What defines a healthy or unhealthy soil? If you interview five extension agents you would get ten answers. These could range from how well microbes release plant nutrients to how the soil stands up to a heavy rain. Regardless, most farmers know an unhealthy soil when they work one, no test required. However, if producers take steps to improve their land, some may want to know if they are going the right direction.
Seeing this need, companies developed soil health tests for farmers and gardeners. The most famous one is the Haney Test, but newer ones that focus on microbes are quickly arriving on the market. With this flood of new products, it is vital that a grower knows these new tests’ limitations before any shovel breaks ground.
A key reason to be cautious is expense. A soil health test can be as high as $40-80 a sample—two to five times more than a standard fertility test. This added expense can be difficult to pencil out, particularly for farmers in a tight agriculture market.
To justify their expense, some products may also give fertilizer recommendations. Currently, the University of Minnesota does not endorse use of these in the field. Any production increase from these alternative tests should pay for the application as well as the sampling. Preliminary research conducted by the University of Minnesota suggests the well-known Haney Test could lead to over application of nitrogen and potassium.
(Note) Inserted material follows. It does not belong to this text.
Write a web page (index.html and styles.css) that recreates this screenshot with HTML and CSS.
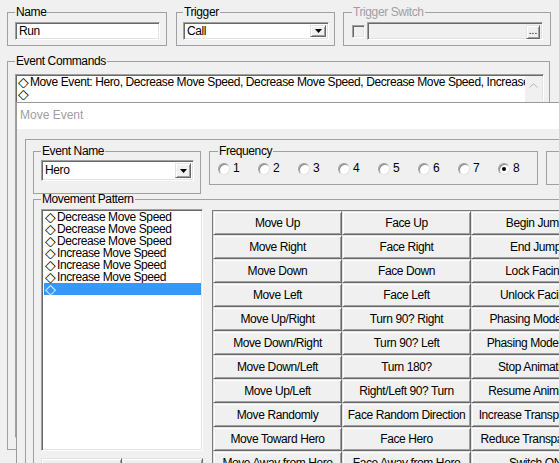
FILE: index.html
```html
<!DOCTYPE html>
<html>
<head>
<meta charset="utf-8">
<link rel="stylesheet" href="styles.css">
</head>
<body>
<div class="form">
  <div class="top-row">
    <fieldset class="group g-name">
      <legend>Name</legend>
      <div class="edit">Run</div>
    </fieldset>
    <fieldset class="group g-trigger">
      <legend>Trigger</legend>
      <div class="combo combo-sm">
        <span class="combo-text">Call</span>
        <span class="drop-btn"><svg width="7" height="4" viewBox="0 0 7 4"><polygon points="0,0 7,0 3.5,4" fill="#000"/></svg></span>
      </div>
    </fieldset>
    <fieldset class="group g-switch">
      <legend class="disabled">Trigger Switch</legend>
      <div class="switch-row">
        <span class="check"></span>
        <div class="edit edit-disabled">
          <span class="dots-btn">...</span>
        </div>
      </div>
    </fieldset>
  </div>
  <fieldset class="group g-commands">
    <legend>Event Commands</legend>
    <div class="listbox cmd-list">
      <div class="list-items">
        <div class="item"><span class="dia">◇</span>Move Event: Hero, Decrease Move Speed, Decrease Move Speed, Decrease Move Speed, Increase Move Speed, Increase Move Speed, Increase Move Speed</div>
        <div class="item"><span class="dia">◇</span></div>
      </div>
      <div class="vscroll"><svg width="9" height="5" viewBox="0 0 9 5"><polyline points="0.5,4.5 4.5,0.8 8.5,4.5" fill="none" stroke="#b4b4b4" stroke-width="1"/></svg></div>
    </div>
  </fieldset>
</div>

<div class="window">
  <div class="titlebar">Move Event</div>
  <div class="win-body">
    <div class="panel">
      <div class="row1">
        <fieldset class="group g-evname">
          <legend>Event Name</legend>
          <div class="combo combo-lg">
            <span class="combo-text">Hero</span>
            <span class="drop-btn"><svg width="7" height="4" viewBox="0 0 7 4"><polygon points="0,0 7,0 3.5,4" fill="#000"/></svg></span>
          </div>
        </fieldset>
        <fieldset class="group g-freq">
          <legend>Frequency</legend>
          <div class="radios">
            <span class="radio"><span class="circ"></span>1</span>
            <span class="radio"><span class="circ"></span>2</span>
            <span class="radio"><span class="circ"></span>3</span>
            <span class="radio"><span class="circ"></span>4</span>
            <span class="radio"><span class="circ"></span>5</span>
            <span class="radio"><span class="circ"></span>6</span>
            <span class="radio"><span class="circ"></span>7</span>
            <span class="radio on"><span class="circ"></span>8</span>
          </div>
        </fieldset>
        <fieldset class="group g-extra"></fieldset>
      </div>
      <fieldset class="group g-pattern">
        <legend>Movement Pattern</legend>
        <div class="pattern-body">
          <div class="left-col">
            <div class="listbox pat-list">
              <div class="item"><span class="dia">◇</span>Decrease Move Speed</div>
              <div class="item"><span class="dia">◇</span>Decrease Move Speed</div>
              <div class="item"><span class="dia">◇</span>Decrease Move Speed</div>
              <div class="item"><span class="dia">◇</span>Increase Move Speed</div>
              <div class="item"><span class="dia">◇</span>Increase Move Speed</div>
              <div class="item"><span class="dia">◇</span>Increase Move Speed</div>
              <div class="item selected"><span class="dia">◇</span></div>
            </div>
            <div class="list-btns"><span class="btn"></span><span class="btn"></span></div>
          </div>
          <div class="cmd-grid">
            <div class="cmd">Move Up</div><div class="cmd">Face Up</div><div class="cmd">Begin Jump</div>
            <div class="cmd">Move Right</div><div class="cmd">Face Right</div><div class="cmd">End Jump</div>
            <div class="cmd">Move Down</div><div class="cmd">Face Down</div><div class="cmd">Lock Facing</div>
            <div class="cmd">Move Left</div><div class="cmd">Face Left</div><div class="cmd">Unlock Facing</div>
            <div class="cmd">Move Up/Right</div><div class="cmd">Turn 90? Right</div><div class="cmd">Phasing Mode ON</div>
            <div class="cmd">Move Down/Right</div><div class="cmd">Turn 90? Left</div><div class="cmd">Phasing Mode OFF</div>
            <div class="cmd">Move Down/Left</div><div class="cmd">Turn 180?</div><div class="cmd">Stop Animation</div>
            <div class="cmd">Move Up/Left</div><div class="cmd">Right/Left 90? Turn</div><div class="cmd">Resume Animation</div>
            <div class="cmd">Move Randomly</div><div class="cmd">Face Random Direction</div><div class="cmd">Increase Transparency</div>
            <div class="cmd">Move Toward Hero</div><div class="cmd">Face Hero</div><div class="cmd">Reduce Transparency</div>
            <div class="cmd">Move Away from Hero</div><div class="cmd">Face Away from Hero</div><div class="cmd">Switch ON</div>
          </div>
        </div>
      </fieldset>
    </div>
  </div>
</div>
</body>
</html>
```

FILE: styles.css
```css
html, body {
  margin: 0;
  padding: 0;
  overflow: hidden;
}
body {
  width: 559px;
  height: 463px;
  position: relative;
  background: #f0f0f0;
  color: #000;
  font-family: "Liberation Sans", "Noto Sans CJK JP", Arial, sans-serif;
  font-size: 12px;
  line-height: 13px;
  letter-spacing: -0.4px;
}

/* ---------- generic controls ---------- */
.group {
  margin: 0;
  min-width: 0;
  flex-shrink: 0;
  border: 1px solid #a0a0a0;
  box-sizing: border-box;
}
.group > legend {
  padding: 0 1px;
  line-height: 13px;
}
.group > legend.disabled {
  color: #a0a0a0;
}
.edit, .combo, .listbox {
  box-sizing: border-box;
  background: #fff;
  border: 1px solid;
  border-color: #a0a0a0 #ffffff #ffffff #a0a0a0;
  box-shadow: inset 1px 1px 0 #696969, inset -1px -1px 0 #e3e3e3;
}
.edit {
  height: 18px;
  padding: 2px 3px;
  line-height: 13px;
  white-space: nowrap;
}
.edit-disabled {
  background: #f0f0f0;
}
.combo {
  display: flex;
  align-items: stretch;
  padding: 2px;
}
.combo-sm { height: 18px; }
.combo-lg { height: 21px; }
.combo-text {
  flex: 1;
  padding-left: 1px;
  line-height: 13px;
  display: flex;
  align-items: center;
}
.drop-btn, .dots-btn, .btn, .cmd {
  box-sizing: border-box;
  background: #f0f0f0;
  border: 1px solid;
  border-color: #e3e3e3 #696969 #696969 #e3e3e3;
  box-shadow: inset 1px 1px 0 #ffffff, inset -1px -1px 0 #a0a0a0;
}
.drop-btn {
  width: 16px;
  display: flex;
  align-items: center;
  justify-content: center;
}
.dia {
  font-family: "DejaVu Sans", sans-serif;
  font-size: 14px;
  display: inline-block;
  width: 12px;
  letter-spacing: 0;
  line-height: 12px;
  vertical-align: top;
  text-align: left;
  overflow: visible;
}

/* ---------- main form ---------- */
.form {
  padding: 6px 0 0 7px;
}
.top-row {
  display: flex;
  align-items: flex-start;
}
.g-name {
  width: 160px;
  padding: 3px 6px 5px 7px;
}
.g-trigger {
  width: 159px;
  margin-left: 9px;
  padding: 3px 5px 5px 6px;
}
.g-switch {
  width: 208px;
  margin-left: 8px;
  padding: 3px 7px 5px 8px;
}
.switch-row {
  display: flex;
  align-items: center;
  height: 18px;
}
.check {
  flex-shrink: 0;
  width: 13px;
  height: 13px;
  box-sizing: border-box;
  background: #f0f0f0;
  border: 1px solid;
  border-color: #a0a0a0 #ffffff #ffffff #a0a0a0;
  box-shadow: inset 1px 1px 0 #696969, inset -1px -1px 0 #e3e3e3;
  margin-right: 2px;
}
.switch-row .edit {
  flex: 1;
  display: flex;
  justify-content: flex-end;
  padding: 2px;
}
.dots-btn {
  width: 14px;
  height: 14px;
  font-size: 10px;
  line-height: 9px;
  letter-spacing: 0;
  text-align: center;
}

.g-commands {
  width: 543px;
  height: 395px;
  margin-top: 9px;
  padding: 6px 5px 11px 7px;
}
.cmd-list {
  display: flex;
  height: 364px;
  padding: 1px 1px 1px 2px;
}
.list-items {
  flex: 1;
  overflow: hidden;
  min-width: 0;
}
.item {
  height: 12px;
  line-height: 12px;
  white-space: nowrap;
  overflow: hidden;
}
.vscroll {
  flex-shrink: 0;
  width: 17px;
  background: #f0f0f0;
  display: flex;
  justify-content: center;
  padding-top: 7px;
  box-sizing: border-box;
}

/* ---------- Move Event window ---------- */
.window {
  position: absolute;
  left: 16px;
  top: 102px;
  width: 700px;
  height: 400px;
  border-left: 1px solid #9a9a9a;
  border-top: 1px solid #9a9a9a;
  background: #f0f0f0;
}
.titlebar {
  height: 26px;
  background: #ffffff;
  padding-left: 3px;
  line-height: 25px;
  color: #9d9da8;
  letter-spacing: 0;
}
.win-body {
  padding: 10px 0 0 8px;
}
.panel {
  border-top: 1px solid #a0a0a0;
  border-left: 1px solid #a0a0a0;
  padding: 5px 0 0 7px;
  height: 400px;
}
.row1 {
  display: flex;
  align-items: flex-start;
}
.g-evname {
  width: 168px;
  padding: 2px 6px 12px 7px;
}
.g-freq {
  width: 329px;
  margin-left: 8px;
  padding: 4px 8px 9px 8px;
}
.g-extra {
  width: 100px;
  height: 34px;
  margin-left: 8px;
  margin-top: 6px;
  padding: 0;
}
.radios {
  display: flex;
}
.radio {
  flex-shrink: 0;
  width: 40px;
  display: flex;
  align-items: center;
  height: 13px;
}
.circ {
  position: relative;
  flex-shrink: 0;
  width: 12px;
  height: 12px;
  box-sizing: border-box;
  border-radius: 50%;
  border: 1px solid;
  border-color: #a0a0a0 #e3e3e3 #e3e3e3 #a0a0a0;
  background: #fff;
  box-shadow: inset 1px 1px 0 #8a8a8a;
  margin-right: 3px;
}
.radio.on .circ::after {
  content: "";
  position: absolute;
  left: 3px;
  top: 3px;
  width: 4px;
  height: 4px;
  border-radius: 50%;
  background: #000;
}

.g-pattern {
  width: 640px;
  margin-top: -1px;
  padding: 3px 0 0 7px;
  border-right: none;
  border-bottom: none;
}
.pattern-body {
  display: flex;
  align-items: flex-start;
}
.left-col {
  flex-shrink: 0;
  width: 162px;
  display: flex;
  flex-direction: column;
  gap: 7px;
}
.pat-list {
  height: 242px;
  padding: 1px 1px 1px 3px;
}
.pat-list .item {
  margin-left: -1px;
  padding-left: 1px;
}
.pat-list .item.selected {
  background: #3399ff;
  color: #fff;
}
.list-btns {
  display: flex;
  height: 24px;
}
.list-btns .btn {
  flex: 1;
}
.cmd-grid {
  flex-shrink: 0;
  margin-left: 9px;
  margin-top: 1px;
  display: grid;
  grid-template-columns: 129px 129px 129px;
  grid-auto-rows: 24px;
  border-top: 1px solid #7a7a7a;
  border-left: 1px solid #7a7a7a;
}
.cmd {
  text-align: center;
  line-height: 22px;
  white-space: nowrap;
  overflow: hidden;
}
```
Another caveat to watch out for is soil health “scoring”. This too must be taken with a dash of salt. Laboratories tend to calculate these scores differently and do not separate them by state. Frequently, they fail to take into account sampling dates, crop, or soil texture. This could lead to a situation where a “below average” soil in Maine is an “above average” soil in Minnesota.
Additionally, soil health measurements tend to be a “snapshot” of current conditions. For example, moisture and temperature are notorious for affecting microbial or carbon tests. Sampling one field on a dry day and another after a drenching rain could cause any differences between fields to be exaggerated.
To reduce error, compare soil health measurements between fields that differ in management rather than landscape. If you are searching for a goal for your soil health values, consider sampling an uncropped area near the field you are curious about. This could include a fence row or somewhere where living roots are present year-round. Regardless of where you try these tests, sample on consistent dates and weather to minimize variability.
If you are curious about purchasing these products, I recommend discussing them with a trusted agronomist or extension educator. Soil heath tests can help fill in knowledge gaps on our land and give a rough idea regarding how well the land can function. However, the flood of information they provide needs to be sifted with care, and not used as a sole reason for a farm or garden decision.